12 Day Millionaire is a “copy my success” system where users are given access to so-called “cashflow websites” in order to make money themselves over the internet. How these sites make money isn’t exactly explained in much detail.
What Is 12 Day Millionaire?
According to the 12 Day Millionaire website’s promotional video, the creator of this program is simply known as “Josh.” There’s no last name, no picture, or anything else that could possibly identify this Josh as a real person in any way.
However, upon attempting to purchase access to the 12 Day Millionaire access system, we discovered the real identity of the person behind this program – an individual named Benjamin Carter.
According to his profile on popular affiliate sales website JVZoo, Carter created 12 Day Millionaire, though he runs another site known as Guru Wealth Package. It’s identical to 12 Day Millionaire – same offer, same promotional video – in every way except for the website URL.
Why Carter feels the need to blatantly lie or conceal his identity and fabricate a false one in order to promote his product is unclear, but it doesn’t exactly engender confidence in him and 12 Day Millionaire.
12 Day Millionaire Product
12 Day Millionaire is apparently such a foolproof method for making money – which involves being provided copies of fully functioning and profitable “cashflow websites” – that the website claims you don’t even need to be able to access the program over a computer, as a mobile device will be sufficient.
Specific details on these “cashflow websites” is absent, though it’s likely affiliate marketing for products and services, as these sites are the easiest to reproduce.
Access to 12 Day Millionaire is $37 through the website – or $27 if you attempt to leave the site, as you’re given a $10 off coupon for doing so as an enticement to stay.
Something tells us, though, that there are hidden costs associated with this service. Beware of upsells.
12 Day Millionaire Opportunity
“Josh” – or more accurately, Benjamin Carter – would have you believe that you can make hundreds of thousands, if not millions, by enrolling in this program. He even goes so far as to hire several paid actors to provide video testimonials proclaiming how many thousands of dollars they’ve made in just a few short days or weeks.
However, there’s not really any verifiable proof presented that this opportunity is a real one.
12 Day Millionaire Verdict
Call us old-fashioned, but we don’t necessarily trust someone who isn’t honest with us when it comes to his identity. Promoting a business under a false identity in the way that Benjamin Carter has chosen to do is an immediate black mark against both him and 12 Day Millionaire.

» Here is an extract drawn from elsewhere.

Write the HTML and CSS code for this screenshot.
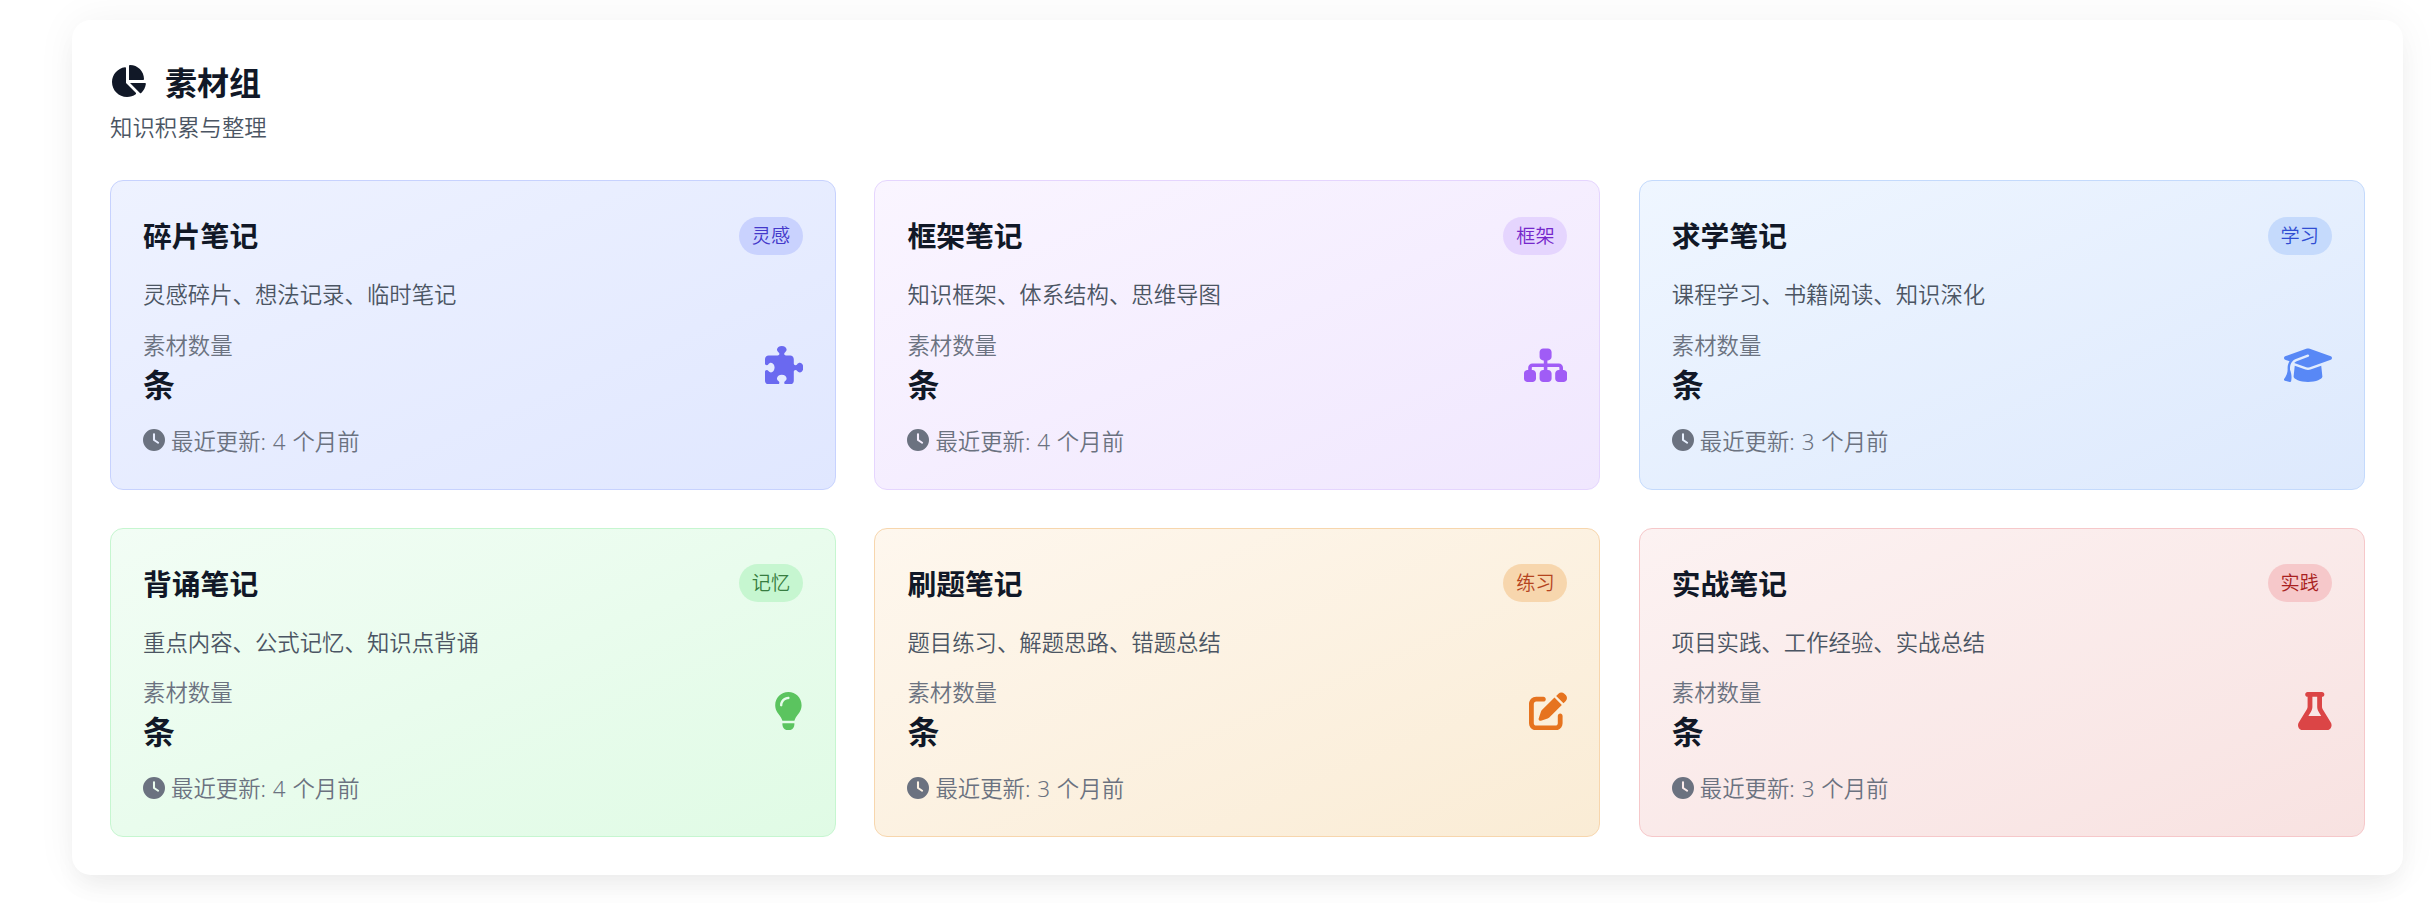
FILE: index.html
```html
<!DOCTYPE html>
<html lang="zh-CN">
<head>
<meta charset="utf-8">
<title>素材组</title>
<link rel="stylesheet" href="styles.css">
</head>
<body>
<svg class="sprite" aria-hidden="true">
<symbol id="clock" viewBox="0 0 512 512"><path d="M256 0a256 256 0 1 1 0 512A256 256 0 1 1 256 0zM232 120V256c0 8 4 15.5 10.7 20l96 64c11 7.4 25.9 4.4 33.3-6.7s4.4-25.9-6.7-33.3L280 243.2V120c0-13.3-10.7-24-24-24s-24 10.7-24 24z"/></symbol>
</svg>
<main class="panel">
<header class="head">
<h2 class="heading"><svg class="heading-icon" viewBox="0 0 576 512"><path d="M304 240V16.6c0-9 7-16.6 16-16.6C443.7 0 544 100.3 544 224c0 9-7.6 16-16.6 16H304zM32 272C32 150.7 122.1 50.3 239 34.3c9.2-1.3 17 6.1 17 15.4V288L412.5 444.5c6.7 6.7 6.2 17.7-1.5 23.1C371.8 495.6 323.8 512 272 512C139.5 512 32 404.6 32 272zm526.4 16c9.3 0 16.6 7.8 15.4 17c-7.7 55.9-34.6 105.6-73.9 142.3c-6 5.6-15.4 5.2-21.2-.7L320 288H558.4z"/></svg><span class="heading-text">素材组</span></h2>
<p class="sub">知识积累与整理</p>
</header>
<section class="grid">
<article class="card indigo">
<div class="top"><h3 class="title">碎片笔记</h3><span class="badge">灵感</span></div>
<p class="desc">灵感碎片、想法记录、临时笔记</p>
<div class="stat"><div><p class="label">素材数量</p><p class="count">条</p></div>
<svg class="icon" viewBox="0 0 512 512"><path d="M192 104.8c0-9.2-5.8-17.3-13.2-22.8C167.2 73.3 160 61.3 160 48c0-26.5 28.7-48 64-48s64 21.5 64 48c0 13.3-7.2 25.3-18.8 34c-7.4 5.5-13.2 13.6-13.2 22.8v0c0 12.8 10.4 23.2 23.2 23.2H336c26.5 0 48 21.5 48 48v56.8c0 12.8 10.4 23.2 23.2 23.2v0c9.2 0 17.3-5.8 22.8-13.2c8.7-11.6 20.7-18.8 34-18.8c26.5 0 48 28.7 48 64s-21.5 64-48 64c-13.3 0-25.3-7.2-34-18.8c-5.5-7.4-13.6-13.2-22.8-13.2v0c-12.8 0-23.2 10.4-23.2 23.2V464c0 26.5-21.5 48-48 48H279.2c-12.8 0-23.2-10.4-23.2-23.2v0c0-9.2 5.8-17.3 13.2-22.8c11.6-8.7 18.8-20.7 18.8-34c0-26.5-28.7-48-64-48s-64 21.5-64 48c0 13.3 7.2 25.3 18.8 34c7.4 5.5 13.2 13.6 13.2 22.8v0c0 12.8-10.4 23.2-23.2 23.2H48c-26.5 0-48-21.5-48-48V343.2C0 330.4 10.4 320 23.2 320v0c9.2 0 17.3 5.8 22.8 13.2C54.7 344.8 66.7 352 80 352c26.5 0 48-28.7 48-64s-21.5-64-48-64c-13.3 0-25.3 7.2-34 18.8C40.5 250.2 32.4 256 23.2 256v0C10.4 256 0 245.6 0 232.8V176c0-26.5 21.5-48 48-48H168.8c12.8 0 23.2-10.4 23.2-23.2v0z"/></svg></div>
<p class="updated"><svg class="clock"><use href="#clock"/></svg><span class="when">最近更新: 4 个月前</span></p>
</article>
<article class="card purple">
<div class="top"><h3 class="title">框架笔记</h3><span class="badge">框架</span></div>
<p class="desc">知识框架、体系结构、思维导图</p>
<div class="stat"><div><p class="label">素材数量</p><p class="count">条</p></div>
<svg class="icon" viewBox="0 0 576 512"><path d="M208 80c0-26.5 21.5-48 48-48h64c26.5 0 48 21.5 48 48v64c0 26.5-21.5 48-48 48h-8v40H464c30.9 0 56 25.1 56 56v32h8c26.5 0 48 21.5 48 48v64c0 26.5-21.5 48-48 48H464c-26.5 0-48-21.5-48-48V368c0-26.5 21.5-48 48-48h8V288c0-4.4-3.6-8-8-8H312v40h8c26.5 0 48 21.5 48 48v64c0 26.5-21.5 48-48 48H256c-26.5 0-48-21.5-48-48V368c0-26.5 21.5-48 48-48h8V280H112c-4.4 0-8 3.6-8 8v32h8c26.5 0 48 21.5 48 48v64c0 26.5-21.5 48-48 48H48c-26.5 0-48-21.5-48-48V368c0-26.5 21.5-48 48-48h8V288c0-30.9 25.1-56 56-56H264V192h-8c-26.5 0-48-21.5-48-48V80z"/></svg></div>
<p class="updated"><svg class="clock"><use href="#clock"/></svg><span class="when">最近更新: 4 个月前</span></p>
</article>
<article class="card blue">
<div class="top"><h3 class="title">求学笔记</h3><span class="badge">学习</span></div>
<p class="desc">课程学习、书籍阅读、知识深化</p>
<div class="stat"><div><p class="label">素材数量</p><p class="count">条</p></div>
<svg class="icon" viewBox="0 0 640 512"><path d="M320 32c-8.1 0-16.1 1.4-23.7 4.1L15.8 137.4C6.3 140.9 0 149.9 0 160s6.3 19.1 15.8 22.6l57.9 20.9C57.3 229.3 48 259.8 48 291.9v28.1c0 28.4-10.8 57.7-22.3 80.8c-6.5 13-13.9 25.8-22.5 37.6C0 442.7-.9 448.3 .9 453.4s6 8.9 11.2 10.2l64 16c4.2 1.1 8.7 .3 12.4-2s6.3-6.1 7.1-10.4c8.6-42.8 4.3-81.2-2.1-108.7C90.3 344.3 86 329.8 80 316.5V291.9c0-30.2 10.2-58.7 27.9-81.5c12.9-15.5 29.6-28 49.2-35.7l157-61.7c8.2-3.2 17.5 .8 20.7 9s-.8 17.5-9 20.7l-157 61.7c-12.4 4.9-23.3 12.4-32.2 21.6l159.6 57.6c7.6 2.7 15.6 4.1 23.7 4.1s16.1-1.4 23.7-4.1L624.2 182.6c9.5-3.4 15.8-12.5 15.8-22.6s-6.3-19.1-15.8-22.6L343.7 36.1C336.1 33.4 328.1 32 320 32zM128 408c0 35.3 86 72 192 72s192-36.7 192-72L496.7 262.6 354.5 314c-11.1 4-22.8 6-34.5 6s-23.5-2-34.5-6L143.3 262.6 128 408z"/></svg></div>
<p class="updated"><svg class="clock"><use href="#clock"/></svg><span class="when">最近更新: 3 个月前</span></p>
</article>
<article class="card green">
<div class="top"><h3 class="title">背诵笔记</h3><span class="badge">记忆</span></div>
<p class="desc">重点内容、公式记忆、知识点背诵</p>
<div class="stat"><div><p class="label">素材数量</p><p class="count">条</p></div>
<svg class="icon" viewBox="0 0 384 512"><path d="M272 384c9.6-31.9 29.5-59.1 49.2-86.2l0 0c5.2-7.1 10.4-14.2 15.4-21.4c19.8-28.5 31.4-63 31.4-100.3C368 78.8 289.2 0 192 0S16 78.8 16 176c0 37.3 11.6 71.9 31.4 100.3c5 7.2 10.2 14.3 15.4 21.4l0 0c19.8 27.1 39.7 54.4 49.2 86.2H272zM192 512c44.2 0 80-35.8 80-80V416H112v16c0 44.2 35.8 80 80 80zM112 176c0 8.8-7.2 16-16 16s-16-7.2-16-16c0-61.9 50.1-112 112-112c8.8 0 16 7.2 16 16s-7.2 16-16 16c-44.2 0-80 35.8-80 80z"/></svg></div>
<p class="updated"><svg class="clock"><use href="#clock"/></svg><span class="when">最近更新: 4 个月前</span></p>
</article>
<article class="card orange">
<div class="top"><h3 class="title">刷题笔记</h3><span class="badge">练习</span></div>
<p class="desc">题目练习、解题思路、错题总结</p>
<div class="stat"><div><p class="label">素材数量</p><p class="count">条</p></div>
<svg class="icon" viewBox="0 0 512 512"><path d="M471.6 21.7c-21.9-21.9-57.3-21.9-79.2 0L362.3 51.7l97.9 97.9 30.1-30.1c21.9-21.9 21.9-57.3 0-79.2L471.6 21.7zm-299.2 220c-6.1 6.1-10.8 13.6-13.5 21.9l-29.6 88.8c-2.9 8.6-.6 18.1 5.8 24.6s15.9 8.7 24.6 5.8l88.8-29.6c8.2-2.7 15.7-7.4 21.9-13.5L437.7 172.3 339.7 74.3 172.4 241.7zM96 64C43 64 0 107 0 160V416c0 53 43 96 96 96H352c53 0 96-43 96-96V320c0-17.7-14.3-32-32-32s-32 14.3-32 32v96c0 17.7-14.3 32-32 32H96c-17.7 0-32-14.3-32-32V160c0-17.7 14.3-32 32-32h96c17.7 0 32-14.3 32-32s-14.3-32-32-32H96z"/></svg></div>
<p class="updated"><svg class="clock"><use href="#clock"/></svg><span class="when">最近更新: 3 个月前</span></p>
</article>
<article class="card red">
<div class="top"><h3 class="title">实战笔记</h3><span class="badge">实践</span></div>
<p class="desc">项目实践、工作经验、实战总结</p>
<div class="stat"><div><p class="label">素材数量</p><p class="count">条</p></div>
<svg class="icon" viewBox="0 0 448 512"><path d="M288 0H160 128C110.3 0 96 14.3 96 32s14.3 32 32 32V196.8c0 11.8-3.3 23.5-9.5 33.5L10.3 406.2C3.6 417.2 0 429.7 0 442.6C0 480.9 31.1 512 69.4 512H378.6c38.3 0 69.4-31.1 69.4-69.4c0-12.8-3.6-25.4-10.3-36.4L329.5 230.4c-6.2-10.1-9.5-21.7-9.5-33.5V64c17.7 0 32-14.3 32-32s-14.3-32-32-32H288zM192 196.8V64h64V196.8c0 23.7 6.6 46.9 19 67.1L309.5 320h-171L173 263.9c12.4-20.2 19-43.4 19-67.1z"/></svg></div>
<p class="updated"><svg class="clock"><use href="#clock"/></svg><span class="when">最近更新: 3 个月前</span></p>
</article>
</section>
</main>
</body>
</html>
```
FILE: styles.css
```css
* { box-sizing: border-box; margin: 0; padding: 0; }
body {
  background: #fff;
  padding: 20px 30px 0 72px;
  height: 912px;
  overflow: hidden;
  font-family: "Noto Sans", "Noto Sans CJK SC", sans-serif;
  font-weight: 350;
  color: #111827;
}
svg { fill: currentColor; flex: none; }
.sprite { display: none; }
.panel {
  height: 855px;
  padding: 38px;
  border-radius: 19px;
  background: #fff;
  box-shadow: 0 16px 24px -5px rgba(0,0,0,.05), 0 0 40px rgba(0,0,0,.05);
}
.heading { display: flex; align-items: center; gap: 19px; height: 45px; font-size: 32px; font-weight: 700; line-height: 45px; }
.heading-text { padding-top: 3px; }
.heading-icon { width: 36px; height: 32px; }
.sub { padding-top: 9px; height: 39px; line-height: 32px; font-size: 22.4px; color: #4b5563; }
.grid { display: grid; grid-template-columns: repeat(3, 726px); grid-template-rows: 310px 309px; gap: 38px 38.4px; margin-top: 38px; }
.card { padding: 32px; border: 1px solid; border-radius: 13px; }
.top { display: flex; justify-content: space-between; align-items: center; height: 45px; }
.title { font-size: 28.8px; font-weight: 700; line-height: 45px; }
.badge { height: 38px; padding: 0 12.8px; border-radius: 19px; font-size: 19.2px; line-height: 38px; }
.desc { margin-top: 21px; font-size: 22.4px; line-height: 32px; color: #4b5563; }
.stat { display: flex; justify-content: space-between; align-items: flex-start; height: 77px; margin-top: 19px; }
.label { font-size: 22.4px; line-height: 32px; color: #6b7280; }
.count { font-size: 32px; line-height: 45px; font-weight: 700; }
.icon { height: 38.4px; margin-top: 16px; }
.updated { display: flex; align-items: flex-start; gap: 6px; height: 32px; margin-top: 19px; font-size: 22.4px; line-height: 32px; color: #6b7280; }
.when { word-spacing: 1px; }
.clock { width: 22px; height: 22px; margin-top: 3px; }
.green .desc, .orange .desc, .red .desc { margin-bottom: -1px; }
.green .icon, .orange .icon, .red .icon { margin-top: 15px; }
.green .badge, .orange .badge, .red .badge { margin-top: -2px; }
.green .clock, .orange .clock, .red .clock { margin-top: 4px; }

.indigo { background: linear-gradient(to bottom right, #eef2ff, #e0e7ff); border-color: #c7d2fe; }
.indigo .badge { background: #c9d2fe; color: #4338ca; }
.indigo .icon { color: #6a69f0; }
.purple { background: linear-gradient(to bottom right, #faf5ff, #f0e7fe); border-color: #e5d5fe; }
.purple .badge { background: #e5d5fe; color: #7527cb; }
.purple .icon { color: #a05cf6; }
.blue { background: linear-gradient(to bottom right, #eff6ff, #dde9fd); border-color: #c4dafc; }
.blue .badge { background: #c5dafc; color: #304dd2; }
.blue .icon { color: #5888f6; }
.green { background: linear-gradient(to bottom right, #f2fdf5, #e0fbe5); border-color: #c6f6d0; }
.green .badge { background: #c6f6d0; color: #377d40; }
.green .icon { color: #5bc45f; }
.orange { background: linear-gradient(to bottom right, #fef7ee, #faecd5); border-color: #f7d6ad; }
.orange .badge { background: #f7d6ad; color: #b5441e; }
.orange .icon { color: #e6731f; }
.red { background: linear-gradient(to bottom right, #fcf2f2, #f8e2e1); border-color: #f6c8ca; }
.red .badge { background: #f6c8ca; color: #a91f21; }
.red .icon { color: #db4546; }
```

This sentiment is reinforced after it becomes obvious that Carter chose several well-known testimonial actors to provide “proof” that his program works. These actors, sourced from sites like Fiverr, are almost constantly used by similar scam artists to provide a veneer of respectability, showcasing “real people” who have used their system to profit.
Don’t trust 12 Day Millionaire’s promises. We certainly don’t.